When Governor Mike Pence called Judge Mary Beth Bonaventura asking her to leave her job as senior judge of the Lake Superior Court, Juvenile Division, to become director of child services for the State of Indiana, she initially declined. She loved her job. She declined the second and third time, too. But, when the then governorelect reached out to her again, Bonaventura took it as a sign and decided that it was time for a new challenge.

So, after more than 30 years serving as a magistrate and then judge in the juvenile courts of Lake County, Bonaventura moved to Indianapolis to take on the Department of Child Services (DCS), a department that in 2013 alone received 156,192 phone calls to the child abuse hotline and collected nearly one billion dollars in child support. The mission for the department is both daunting and immensely important: protect children from child abuse and neglect, and work to ensure their financial support. Of course, Bonaventura has never been one to back down from a challenge. At 26, she became one of the youngest magistrates in the state, overseeing a juvenile court for more than a decade.

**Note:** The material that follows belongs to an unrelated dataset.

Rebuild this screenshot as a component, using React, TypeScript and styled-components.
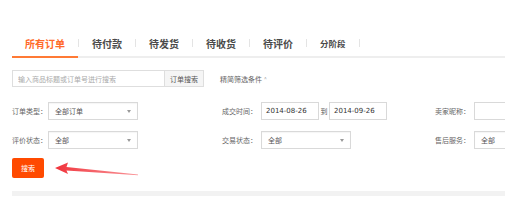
import React from "react";
import styled, { createGlobalStyle } from "styled-components";

const GlobalStyle = createGlobalStyle`
  html, body {
    margin: 0;
    padding: 0;
    background: #fff;
    overflow: hidden;
  }
  body {
    font-family: "Noto Sans CJK SC", "Liberation Sans", sans-serif;
    color: #555;
  }
`;

const tabs = ["所有订单", "待付款", "待发货", "待收货", "待评价"];

const App = () => {
  return (
    <Page>
      <GlobalStyle />
      <TabBar>
        {tabs.map((t, i) => (
          <React.Fragment key={t}>
            <Tab active={i === 0}>{t}</Tab>
            <Sep />
          </React.Fragment>
        ))}
        <Tab small>分阶段</Tab>
        <Sep />
      </TabBar>

      <SearchRow>
        <SearchInput placeholder="输入商品标题或订单号进行搜索" />
        <SearchButton>订单搜索</SearchButton>
        <Toggle>
          精简筛选条件 <Caret>^</Caret>
        </Toggle>
      </SearchRow>

      <FilterGrid>
        <Label>订单类型：</Label>
        <Select>
          <span>全部订单</span>
          <Tri />
        </Select>
        <Label right>成交时间：</Label>
        <DateRange>
          <DateBox>2014-08-26</DateBox>
          <To>到</To>
          <DateBox>2014-09-26</DateBox>
        </DateRange>
        <Label right>卖家昵称：</Label>
        <TextBox />

        <Label>评价状态：</Label>
        <Select>
          <span>全部</span>
          <Tri />
        </Select>
        <Label right>交易状态：</Label>
        <Select>
          <span>全部</span>
          <Tri />
        </Select>
        <Label right>售后服务：</Label>
        <Select>
          <span>全部</span>
          <Tri />
        </Select>
      </FilterGrid>

      <ButtonRow>
        <GoButton>搜索</GoButton>
        <Arrow width="86" height="20" viewBox="0 0 86 20">
          <defs>
            <linearGradient id="ar" x1="0" x2="1" y1="0" y2="0">
              <stop offset="0" stopColor="#f0323a" />
              <stop offset="1" stopColor="#f7646a" stopOpacity="0.7" />
            </linearGradient>
          </defs>
          <polygon
            points="1,9 14,3.5 12.5,8 84,15.4 84,16.2 12.5,11.4 14,15 "
            fill="url(#ar)"
          />
        </Arrow>
      </ButtonRow>

      <BottomBar />
    </Page>
  );
};

export default App;

const Page = styled.div`
  width: 505px;
  height: 201px;
  padding: 30px 0 0 12px;
  box-sizing: border-box;
  overflow: hidden;
`;

const TabBar = styled.div`
  display: flex;
  align-items: center;
  height: 26px;
  border-bottom: 2px solid #eeeeee;
`;

const Tab = styled.div<{ active?: boolean; small?: boolean }>`
  height: 28px;
  box-sizing: border-box;
  padding: 0 13px;
  margin-bottom: -2px;
  display: flex;
  align-items: center;
  font-size: ${(p) => (p.small ? "8.5px" : "10px")};
  font-weight: bold;
  color: ${(p) => (p.active ? "#ff6a2a" : "#4a4a4a")};
  border-bottom: 2px solid ${(p) => (p.active ? "#ff7a35" : "transparent")};
`;

const Sep = styled.div`
  width: 1px;
  height: 8px;
  background: #e4e4e4;
`;

const SearchRow = styled.div`
  display: flex;
  align-items: center;
  margin-top: 12px;
  height: 17px;
`;

const SearchInput = styled.input`
  width: 152px;
  height: 17px;
  box-sizing: border-box;
  border: 1px solid #dedede;
  border-right: none;
  padding: 0 5px;
  font-family: inherit;
  font-size: 7px;
  outline: none;
  &::placeholder {
    color: #aaa;
  }
`;

const SearchButton = styled.div`
  width: 40px;
  height: 17px;
  box-sizing: border-box;
  border: 1px solid #dedede;
  background: #f5f5f5;
  color: #555;
  font-size: 7px;
  display: flex;
  align-items: center;
  justify-content: center;
`;

const Toggle = styled.div`
  margin-left: 16px;
  font-size: 7px;
  color: #666;
  display: flex;
  align-items: center;
`;

const Caret = styled.span`
  margin-left: 2px;
  font-size: 5px;
  color: #999;
`;

const FilterGrid = styled.div`
  display: grid;
  grid-template-columns: 36px 90px 123px 140px 73px 60px;
  grid-auto-rows: 18px;
  row-gap: 11px;
  margin-top: 15px;
  align-items: center;
`;

const Label = styled.div<{ right?: boolean }>`
  font-size: 7px;
  color: #666;
  text-align: ${(p) => (p.right ? "right" : "left")};
  padding-right: ${(p) => (p.right ? "4px" : "0")};
  white-space: nowrap;
`;

const Select = styled.div`
  width: 90px;
  height: 18px;
  box-sizing: border-box;
  border: 1px solid #d9d9d9;
  display: flex;
  align-items: center;
  justify-content: space-between;
  padding: 0 6px;
  font-size: 7px;
  color: #555;
  background: #fff;
  box-shadow: inset 0 1px 1px rgba(0, 0, 0, 0.04);
`;

const Tri = styled.span`
  width: 0;
  height: 0;
  border-left: 2.5px solid transparent;
  border-right: 2.5px solid transparent;
  border-top: 3px solid #999;
`;

const DateRange = styled.div`
  display: flex;
  align-items: center;
`;

const DateBox = styled.div`
  width: 58px;
  height: 18px;
  box-sizing: border-box;
  border: 1px solid #d9d9d9;
  padding-left: 4px;
  display: flex;
  align-items: center;
  font-family: "DejaVu Sans", sans-serif;
  font-size: 7px;
  color: #333;
`;

const To = styled.span`
  font-size: 7px;
  color: #555;
  width: 10px;
  text-align: center;
`;

const TextBox = styled.div`
  width: 60px;
  height: 18px;
  box-sizing: border-box;
  border: 1px solid #d9d9d9;
  background: #fff;
`;

const ButtonRow = styled.div`
  display: flex;
  align-items: center;
  margin-top: 9px;
  height: 20px;
`;

const GoButton = styled.div`
  width: 32px;
  height: 20px;
  border-radius: 2px;
  background: #ff4a00;
  color: #fff;
  font-size: 7px;
  display: flex;
  align-items: center;
  justify-content: center;
`;

const Arrow = styled.svg`
  margin-left: 10px;
  margin-top: 1px;
`;

const BottomBar = styled.div`
  margin-top: 13px;
  height: 5px;
  background: #f2f2f2;
`;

She has been appointed positions by two different governors of two different political parties; the first happened in 1993, when then Governor Evan Bayh, a democrat, appointed her a judgeship in Lake County. Nearly 20 years later, Bonaventura was appointed to her current position, director of DCS, by Governor Mike Pence, a republican. Her appointments by two different governors of different political parties and her years of service on the bench, speak to her dedication to children and others’ recognition of that dedication.

“The work we do in the juvenile court and in child services is so important. You have to put families back together when they fall apart,” said Bonaventura. “We have to make sure we stay true to our mission to protect children, and sometimes that means making the difficult decision to remove children from the home.”

While Bonaventura has spent her career protecting children, in 1996, her mission became personal when an 11-year-old boy walked into her courtroom as a runaway and needed someone. His name, Sunny, matched his personality perfectly, and it was love at first sight. In the years to come, Sunny drastically changed Bonaventura’s life. Having worked very long hours and served on several boards outside of her work as a judge, Sunny slowed down her life in the best way. She stopped working every evening and spent her nights with her husband, Keith Medved, and their adopted son, eating dinner, working on homework, being a family.

When she speaks of him, you instantly understand what an amazing young man he was and the incredible bond they shared. Tragically, on November 16, 2012, at the age of 28, Sunny passed away from complications of typhoid fever. But his spirit lives on in Bonaventura and the important job she does: working to ensure all children thrive in safe, caring, supportive families and communities.

“When all is said and done, it’s about helping people,” said Bonaventura. In fact, she’s made a career of it.

Bonaventura’s connection to Marian University remains strong. Not only does she serve as a trustee, but this May, she delivered the commencement address at the 77th annual Commencement ceremony, where she received an honorary doctor of arts and humane letters degree.